Question

Mr Verma (50kg) and Mr Mathur (60kg) are sitting at the two extremities of a 4 m long boat (40kg) standing still in water. To discuss a mechanic problem, they come to the middle of the boat. Neglecting friction with the water, how far does the boat move on the water during the process?

Answer 1

Hint: Centre of mass is the point in a body at which the object can be balanced. At this point, torques of the mass elements will be zero. Use the centre of the mass equation to get the distance travelled by boat due to the shift of the centre of mass.

Complete step by step answer:

From the question we can conclude that;
Mass of Mr Verma, \[{{m}_{V}}=50kg\]
Mass of Mr Mathur, \[{{m}_{M}}=60kg\]
Mass of the boat, \[{{m}_{B}}=40kg\]
At the initial stage, Mr Verma and Mr Mathur were at the two extreme positions of the boat and we are taking A as the point of origin.
Hence, we can find the distance of the centre of mass at that time.
\[{{X}_{m}}=\dfrac{{{m}_{V}}\times {{x}_{V}}+{{m}_{M}}\times {{x}_{M}}+{{m}_{B}}\times {{x}_{B}}}{{{m}_{V}}+{{m}_{M}}+{{m}_{B}}}\], where \[{{x}_{V}}\], \[{{x}_{M}}\] and \[{{x}_{B}}\] are the distance of Mr Verma, Mr Mathur and boat with respect to the origin.
Initially, they are not moving. So, the distances in metres will be
\[{{x}_{V}}=0\]
\[{{x}_{M}}=4\]
\[{{x}_{B}}=2\]
We can assign these values to the equation
\[{{X}_{m}}=\dfrac{50\times 0+60\times 4+40\times 2}{50+60+40}\]
\[{{X}_{m}}=\dfrac{320}{150}=2.13m\] from point A
Since it is not experiencing any force, the centre of mass will not change.

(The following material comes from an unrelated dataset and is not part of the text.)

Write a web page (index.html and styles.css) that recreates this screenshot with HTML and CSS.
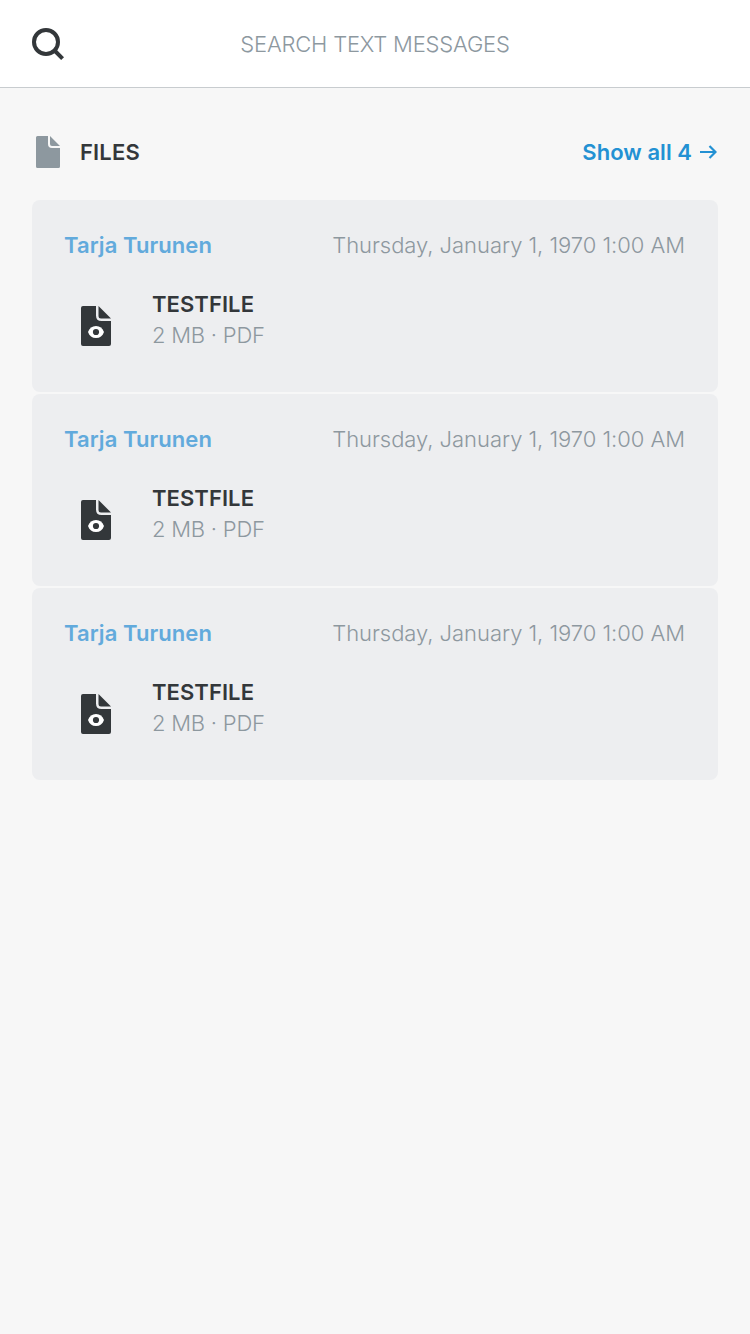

The middle point of the boat is 2m away from point A. When both men move towards the middle of the boat, the centre of mass shifts from 2.13 metre from the origin A.
Therefore, the shift in the centre of mass will be,
\[\Rightarrow 2-2.13=-0.13m\] towards the left.
The negative sign shows that the boat will move 13 cm towards the left of point A. The boat will move 13 cm due to the shift of the centre of mass.

Note: The boat will move 13 cm either to the left or right depending upon the mass distribution in the boat. The centre of mass is very useful since the problems can be simplified by considering the mass of the whole system as a common centre of mass. If we are applying any other external forces to the system, we have to consider that also to find the distance shifted by the boat.